Merchant reviewing card transaction fraud patterns

The good news is that merchants who stay organized and respond on time win more of these disputes than they expect. A well-documented transaction - chip read confirmed, signed receipt on file, matching cardholder data - gives you a strong foundation to fight back. Keep your records, know your deadlines, and don’t assume a chargeback is automatically a concession. In the card-present environment, the evidence is usually already in your hands. If you’re managing responses across multiple locations, tools like Commerce Control Center can help you stay on top of deadlines and documentation in one place.

FAQs

What is Visa reason code 10.3?

Visa reason code 10.3 is used when a cardholder disputes a card-present transaction, claiming they never authorized it. It can cover genuine fraud or friendly fraud, where a legitimate purchase is falsely disputed.

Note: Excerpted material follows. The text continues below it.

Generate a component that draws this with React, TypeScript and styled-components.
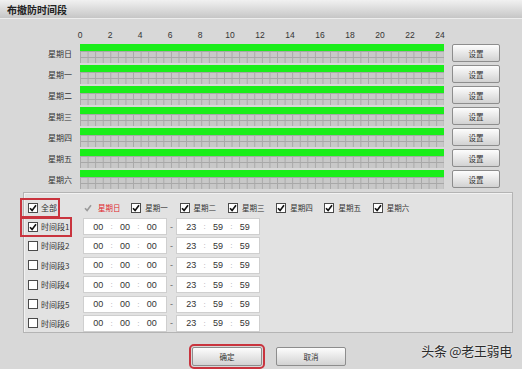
import React from 'react'
import styled, { createGlobalStyle } from 'styled-components'

const GlobalStyle = createGlobalStyle`
    html, body {
        margin: 0;
        padding: 0;
        background: #d8d8d8;
    }
    body {
        font-family: "Liberation Sans", "Noto Sans CJK SC", sans-serif;
        color: #333;
    }
`

const DAYS = ['星期日', '星期一', '星期二', '星期三', '星期四', '星期五', '星期六']
const HOURS = [0, 2, 4, 6, 8, 10, 12, 14, 16, 18, 20, 22, 24]
const SEGMENTS = [1, 2, 3, 4, 5, 6]

const Dialog = styled.div`
    position: relative;
    width: 522px;
    height: 369px;
    background: #d8d8d8;
    overflow: hidden;
    display: flex;
    flex-direction: column;
`

const TitleBar = styled.div`
    height: 18px;
    flex-shrink: 0;
    display: flex;
    align-items: center;
    padding-left: 7px;
    background: linear-gradient(to bottom, #f1f1f1, #c6c6c6);
    border-bottom: 1px solid #ededed;
    font-family: "Noto Sans CJK SC", sans-serif;
    font-size: 10px;
    font-weight: 700;
    color: #222;
`

const Schedule = styled.div`
    padding-top: 9px;
    display: flex;
    flex-direction: column;
`

const Scale = styled.div`
    display: flex;
    margin-left: 65px;
    height: 14px;
    margin-bottom: 2px;
`

const ScaleLabel = styled.div`
    width: 30px;
    text-align: center;
    font-size: 8.5px;
    line-height: 14px;
    color: #333;
`

const DayRow = styled.div`
    display: flex;
    align-items: stretch;
    height: 19px;
    margin-bottom: 2px;
`

const DayLabel = styled.div`
    width: 72px;
    margin-right: 8px;
    display: flex;
    align-items: center;
    justify-content: flex-end;
    font-family: "Noto Sans CJK SC", sans-serif;
    font-size: 8px;
    color: #333;
`

const Timeline = styled.div`
    width: 364px;
    background-color: #c8c8c8;
    background-image: linear-gradient(to right, #a8a8a8 1px, transparent 1px),
        linear-gradient(to bottom, #a8a8a8 1px, transparent 1px);
    background-size: 7.583px 6px;
    background-position: 0 7px;
`

const Armed = styled.div`
    height: 7px;
    background: #1aee1a;
`

const Button = styled.button<{ $wide?: boolean; $marked?: boolean }>`
    box-sizing: border-box;
    width: ${p => (p.$wide ? '70px' : '48px')};
    height: ${p => (p.$wide ? '19px' : '18px')};
    padding: 0;
    border: 1px solid #8d8d8d;
    border-radius: 2px;
    background: linear-gradient(to bottom, #fdfdfd, #d2d2d2);
    font-family: "Noto Sans CJK SC", sans-serif;
    font-size: 7.5px;
    color: #333;
    outline: ${p => (p.$marked ? '2px solid #c9343e' : 'none')};
    outline-offset: 1px;
`

const SetButton = styled(Button)`
    margin-left: 8px;
`

const Panel = styled.div`
    box-sizing: border-box;
    margin: 1px 0 0 23px;
    width: 490px;
    height: 141px;
    border: 1px solid #b4b4b4;
    box-shadow: inset 1px 1px 0 #f2f2f2;
    background: #e2e2e2;
    padding: 6px 0 0 4px;
    display: flex;
    flex-direction: column;
    gap: 2px;
`

const PanelRow = styled.div`
    display: flex;
    align-items: center;
    height: 17px;
`

const SegmentList = styled.div`
    display: flex;
    flex-direction: column;
    gap: 2.4px;
`

const Lead = styled.div`
    width: 55px;
    display: flex;
    align-items: center;
`

const Marked = styled.div<{ $marked?: boolean }>`
    display: inline-flex;
    align-items: center;
    gap: 3px;
    margin-left: -6px;
    padding: 0 1px 0 6px;
    height: 16px;
    font-family: "Noto Sans CJK SC", sans-serif;
    font-size: 8px;
    color: #333;
    outline: ${p => (p.$marked ? '2px solid #c9343e' : 'none')};
`

const Box = styled.span<{ $plain?: boolean }>`
    box-sizing: border-box;
    width: 10px;
    height: 10px;
    display: inline-flex;
    align-items: center;
    justify-content: center;
    background: ${p => (p.$plain ? 'transparent' : '#fff')};
    border: 1px solid ${p => (p.$plain ? 'transparent' : '#4a4a4a')};
`

const DayItem = styled.div<{ $active?: boolean }>`
    width: 48.3px;
    display: flex;
    align-items: center;
    gap: ${p => (p.$active ? '5px' : '4px')};
    font-family: "Noto Sans CJK SC", sans-serif;
    font-size: 7.5px;
    color: ${p => (p.$active ? '#e0282e' : '#333')};
`

const TimeBox = styled.div`
    box-sizing: border-box;
    width: 84px;
    height: 17px;
    padding: 0 4px;
    display: grid;
    grid-template-columns: 1fr 6px 1fr 6px 1fr;
    align-items: center;
    background: #fff;
    border: 1px solid #cfcfcf;
    font-size: 9px;
    color: #333;
    text-align: center;
`

const Colon = styled.span`
    color: #aaa;
    font-size: 8px;
`

const Dash = styled.span`
    width: 9px;
    text-align: center;
    font-size: 9px;
    color: #666;
`

const Footer = styled.div`
    display: flex;
    gap: 14px;
    padding: 14px 0 0 192px;
`

const Watermark = styled.div`
    position: absolute;
    right: 10px;
    bottom: 9px;
    font-family: "Noto Sans CJK SC", sans-serif;
    font-size: 13px;
    color: #2b2b2b;
    text-shadow: 0 0 2px #fff;
    letter-spacing: -0.3px;
`

const Check = ({ color = '#111' }: { color?: string }) => (
    <svg width="8" height="8" viewBox="0 0 8 8">
        <path d="M1 4.2 L3.1 6.4 L7 1.2" fill="none" stroke={color} strokeWidth="1.6" />
    </svg>
)

const Checkbox = ({ checked, plain }: { checked?: boolean; plain?: boolean }) => (
    <Box $plain={plain}>{checked && <Check color={plain ? '#9a9a9a' : '#111'} />}</Box>
)

const TimeField = ({ value }: { value: string[] }) => (
    <TimeBox>
        <span>{value[0]}</span>
        <Colon>:</Colon>
        <span>{value[1]}</span>
        <Colon>:</Colon>
        <span>{value[2]}</span>
    </TimeBox>
)

const App = () => {
    return (
        <Dialog>
            <GlobalStyle />
            <TitleBar>布撤防时间段</TitleBar>
            <Schedule>
                <Scale>
                    {HOURS.map(h => (
                        <ScaleLabel key={h}>{h}</ScaleLabel>
                    ))}
                </Scale>
                {DAYS.map(day => (
                    <DayRow key={day}>
                        <DayLabel>{day}</DayLabel>
                        <Timeline>
                            <Armed style={{ width: '100%' }} />
                        </Timeline>
                        <SetButton>设置</SetButton>
                    </DayRow>
                ))}
            </Schedule>
            <Panel>
                <PanelRow>
                    <Lead>
                        <Marked $marked>
                            <Checkbox checked />
                            全部
                        </Marked>
                    </Lead>
                    {DAYS.map((day, i) => (
                        <DayItem key={day} $active={i === 0}>
                            <Checkbox checked plain={i === 0} />
                            {day}
                        </DayItem>
                    ))}
                </PanelRow>
                <SegmentList>
                    {SEGMENTS.map(n => (
                        <PanelRow key={n}>
                            <Lead>
                                <Marked $marked={n === 1}>
                                    <Checkbox checked={n === 1} />
                                    时间段{n}
                                </Marked>
                            </Lead>
                            <TimeField value={['00', '00', '00']} />
                            <Dash>-</Dash>
                            <TimeField value={['23', '59', '59']} />
                        </PanelRow>
                    ))}
                </SegmentList>
            </Panel>
            <Footer>
                <Button $wide $marked>确定</Button>
                <Button $wide>取消</Button>
            </Footer>
            <Watermark>头条 @老王弱电</Watermark>
        </Dialog>
    )
}

export default App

What is friendly fraud in card-present disputes?

Friendly fraud occurs when a cardholder disputes a legitimate transaction they actually made. This can happen due to forgotten purchases, buyer's remorse, or unrecognized merchant names on statements.

How long do merchants have to respond to disputes?

Merchants typically have 20 to 30 days from dispute notification to submit a rebuttal. Missing this deadline results in an automatic loss, regardless of how strong your evidence is.

What evidence helps fight a 10.3 chargeback?

EMV chip transaction data is the strongest evidence, confirming the physical card was present. Signed receipts, surveillance footage, and ID verification records also significantly strengthen your representment case.

Can chip card transactions still result in chargebacks?

Yes. Cardholders retain dispute rights even on chip-authenticated transactions. However, EMV chip data makes it significantly harder for a cardholder to successfully claim unauthorized use.